If the funding round is conditional upon receiving matched funding, or we have already received confirmation that the application is accepted, we will reflect the intended matched funding amount in the progress bar on the campaign. The matched funding portion will show in the progress bar in yellow to distinguish it from other investment through the Seedrs platform. This is to ensure that investors have an indication of the potential total size of the funding round (and potential dilution) once the Future Fund funding is secured. We also wanted to make it clear that this is a different type of investor and not a regular discretionary investor via the Seedrs platform.

Seedrs does not charge any fees in relation to the Future Fund matched funding or application process.

3. Conversion to equity

The convertible loan agreement prescribed by the Future Fund is equity focused and favours conversion of the loan to equity as the default position.

Redemption is only available in certain scenarios and is often subject to the vote of majority of the investors. Where a vote of investors is required, Seedrs will vote on behalf of any investors it represents as nominee.

There is a possibility that the convertible loan will convert in some scenarios without the consent of Seedrs (if we do not make up a majority of investors). It is also Seedrs’ position that this is primarily an instrument for investing in the equity of the fundraising business and our default position would be to vote in favour of converting the loans to shares in the company, unless there is a clear or compelling reason not to.

4. Risks

As always, investors should be aware of the risks involved in investing in early stage and growth focused businesses: https://www.seedrs.com/pages/risk-warnings

In addition to the usual risk warnings included above, investors should be aware with respect to convertible loans:

  • The convertible loan agreement is intended as bridge funding to a future funding round, but there is no guarantee that a company will be able to secure further funding.

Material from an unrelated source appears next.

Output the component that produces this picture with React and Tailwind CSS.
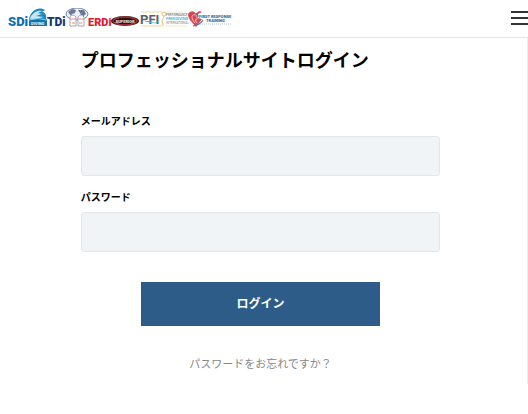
import React, { useState } from 'react';

function BrandLogos() {
  return (
    <svg
      viewBox="0 0 226 24"
      className="block h-6 w-[226px] shrink-0"
      fontFamily="Roboto, sans-serif"
      fontWeight="900"
      role="img"
      aria-label="SDI TDI ERDI PFI First Response Training"
    >
      {/* SDI */}
      <text x="0" y="18" fontSize="13" fill="#0b6fb5">SDi</text>
      <path d="M21 11 C23 2 31 -2 37 2 L34 4 C37 4 39 7 38 11 L21 14 Z" fill="#1b86c0" />
      <path d="M22 10 C25 4 30 2 34 3 L30 5 L34 6 L28 8 L36 9 L23 12 Z" fill="#c5e6f2" />
      <rect x="21" y="11" width="18" height="7" fill="#0c76ae" />
      <path d="M21 12 Q30 9 39 12" stroke="#8fcbe3" fill="none" />
      <text x="23" y="17" fontSize="4" fill="#d8f0f7">DIVING</text>

      {/* TDI */}
      <text x="39" y="18" fontSize="12" fill="#17366f">TDi</text>
      <ellipse cx="69" cy="6" rx="11" ry="6" fill="#edf0f6" stroke="#7c86a2" />
      <path d="M60 4 L64 1 L68 2 L67 5 L64 6 L63 8 Z M70 2 L76 2 L78 6 L74 9 L72 5 Z" fill="#6a7799" />
      <path d="M62 18 V9 Q65 5 68 9 V18 Z M70 18 V9 Q73 5 76 9 V18 Z" fill="#ffffff" stroke="#a5a3b4" />
      <path d="M62 11 H68 M70 11 H76 M64 15 H67 M71 15 H74" stroke="#e9888e" />

      {/* ERDI */}
      <text x="80" y="18" fontSize="11" fill="#e31b2f">ERDi</text>
      <ellipse cx="117" cy="13" rx="14" ry="5" fill="#4a1d1b" />
      <ellipse cx="117" cy="13" rx="12" ry="4" fill="#271413" stroke="#c86b62" strokeWidth="0.6" />
      <path d="M105 12 Q117 6 129 12 M106 14 Q117 20 128 14" stroke="#a92d29" fill="none" />
      <text x="117" y="15" fontSize="4" fill="#f2dddd" textAnchor="middle">SUPERIOR</text>

      {/* PFI */}
      <path d="M133 4 H154 M133 18 H154" stroke="#e9c675" strokeWidth="0.7" />
      <text x="132" y="16" fontSize="13" fontWeight="700" fill="#596169">PFI</text>
      <path d="M136 14 Q140 12 144 14 T151 12 L149 15 Q144 16 140 14 Z" fill="#3eb3df" />
      <circle cx="156" cy="6" r="2" fill="none" stroke="#e6b24c" strokeWidth="0.8" />
      <path d="M156 8 Q153 12 155 18" fill="none" stroke="#e6b24c" strokeWidth="0.8" />
      <g fontWeight="500">
        <text x="158" y="8" fontSize="3" fill="#777f83">PERFORMANCE</text>
        <text x="158" y="12" fontSize="4" fill="#27a7d4">FREEDIVING</text>
        <text x="158" y="16" fontSize="3" fill="#9a9d9a">INTERNATIONAL</text>
      </g>
      <path d="M158 4 H178 M158 18 H178" stroke="#ead29b" strokeWidth="0.5" />

      {/* First Response Training */}
      <path d="M188 19 L182 12 Q178 6 182 4 Q186 2 188 6 Q190 2 194 4 L190 6 L190 10 L194 11 Z" fill="#d94651" />
      <path d="M187 15 Q182 9 185 7 Q188 5 189 9 Q190 12 187 12 L189 15" fill="none" stroke="#f3b7ba" />
      <path d="M185 18 Q192 17 195 12 M187 6 Q190 5 190 9" fill="none" stroke="#397eaa" strokeWidth="1.2" />
      <g fill="#286fa0">
        <text x="191" y="10" fontSize="4">FIRST RESPONSE</text>
        <text x="198" y="14" fontSize="4">TRAINING</text>
      </g>
      <path d="M192 16 H223" stroke="#b4c6d3" strokeWidth="1" strokeDasharray="1 1" />
    </svg>
  );
}

function Field({ id, label, type, value, onChange }) {
  return (
    <div>
      <label htmlFor={id} className="block text-[10px] leading-4 font-bold text-black">
        {label}
      </label>
      <input
        id={id}
        type={type}
        value={value}
        onChange={(e) => onChange(e.target.value)}
        className="mt-1.5 block h-10 w-full rounded-[3px] border border-[#e3e6e8] bg-[#f0f4f7] px-3 text-sm"
      />
    </div>
  );
}

function App() {
  const [email, setEmail] = useState('');
  const [password, setPassword] = useState('');

  return (
    <div className="bg-white font-['Liberation_Sans','Noto_Sans_CJK_JP',sans-serif]">
      <header className="flex h-[38px] items-start justify-between border-b border-[#e4e4e4] pt-2 pl-2">
        <a href="#home">
          <BrandLogos />
        </a>
        <button type="button" aria-label="メニュー" className="flex w-[17px] flex-col gap-1 pt-[3px]">
          <span className="h-0.5 w-full bg-[#333]" />
          <span className="h-0.5 w-full bg-[#333]" />
          <span className="h-0.5 w-full bg-[#333]" />
        </button>
      </header>

      <main className="border-r border-[#eeeeee] pt-2 pr-1.5 pb-2.5">
        <div className="mx-auto w-[69%]">
          <h1 className="text-lg leading-[30px] font-bold whitespace-nowrap text-black">
            プロフェッショナルサイトログイン
          </h1>

          <form onSubmit={(e) => e.preventDefault()} className="mt-[38px]">
            <div className="space-y-3.5">
              <Field id="email" label="メールアドレス" type="email" value={email} onChange={setEmail} />
              <Field id="password" label="パスワード" type="password" value={password} onChange={setPassword} />
            </div>
            <button
              type="submit"
              className="mx-auto mt-[30px] block h-11 w-2/3 bg-[#2d5c88] text-xs font-bold text-white"
            >
              ログイン
            </button>
          </form>

          <p className="mt-7 text-center text-[11px] leading-5">
            <a href="#forgot" className="text-[#888]">パスワードをお忘れですか？</a>
          </p>
        </div>
      </main>
    </div>
  );
}

export default App;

  • The Future Fund is to be allocated on a ‘first come, first served basis’ and there is no guarantee that a company will be successful in its application to receive the Future Fund matched funding.
  • There is a risk that the Company may not have sufficient funds to repay the loan on the maturity date, pay interest when it becomes due or pay the redemption premium included in the terms.
  • Convertible loans are unsecured obligations and in the event of a winding up or liquidation event will rank behind secured creditors of the Company.

5. Secondary market

Investors will not be able to sell their interest in the convertible loans on the Seedrs Secondary Market unless and until they have converted to shares in the company (and then only subject to eligibility and the terms and conditions of the Seedrs Secondary Market.

6. EIS Relief - past, current and future

As noted above, the convertible loan instrument is not compatible with EIS requirements, so no EIS applications will be made with respect to investments in the convertible loan.

The government has confirmed that investing in the convertible loan will not impact EIS relief previously claimed on investments in the fundraising company:

“The government has confirmed that such previous investments will not be affected where the convertible loan converts into shares. Where the convertible loan note redeems, we have been alerted that the government intends to make changes to the rules to clarify that this is compatible with such previous investments.”

However, investing in a convertible loan could impact your ability to claim EIS relief on future investments into the same company. The government has not clarified the position on this and has said it is a matter for HM Treasury and HMRC.

Seedrs is unable to provide tax advice. Tax treatment depends on individual circumstances and is subject to change.